Honeybees, those indispensable pollinators, are fewer in number this year because of a combination of factors, including bee-weakening mites and the halt in queen bee imports from Australia.
The shortage is raising their prices, which is starting to affect the production costs for some farmers, who have called on the government to help secure bees and sell their produce.
Experts say what is happening here is not equal to the so-called colony collapse disorder that has struck the United States, where a significant number of honeybees have disappeared from colonies over the past few years. But they do agree that there is a crisis.

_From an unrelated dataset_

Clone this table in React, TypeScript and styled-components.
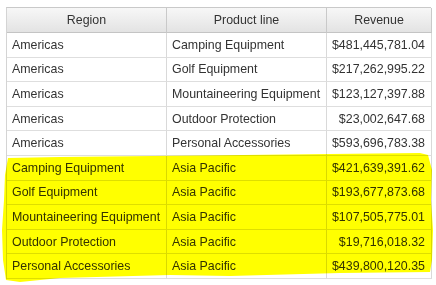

"Many beekeepers, even those who have been in the industry for several decades, are saying that they've never experienced a shortage as serious as this before," said Yukiyoshi Kaneko, president of Maruto Tokai Shoji Co. a honeybee trader in Aichi Prefecture who provides honeybees to farmers solely for use in pollination.
According to an emergency survey conducted by the Ministry of Agriculture, Forestry and Fisheries earlier this month, as of April 10, 21 prefectures' strawberry, watermelon, melon and cherry farmers were suffering from bee shortages. To compensate, some farmers have introduced another kind of bee, while others have carried out pollination by hand, they said.
The ministry asked municipal governments and agricultural cooperatives to help farmers procure bees from local beekeepers.
The alert apparently helped. As of April 21, the number of prefectures whose farmers still claim a shortage was down to seven: Aomori, Yamagata, Ibaraki, Kanagawa, Shiga, Tottori and Kumamoto. They mainly produce watermelons, melons, eggplants and pumpkins, the ministry report said.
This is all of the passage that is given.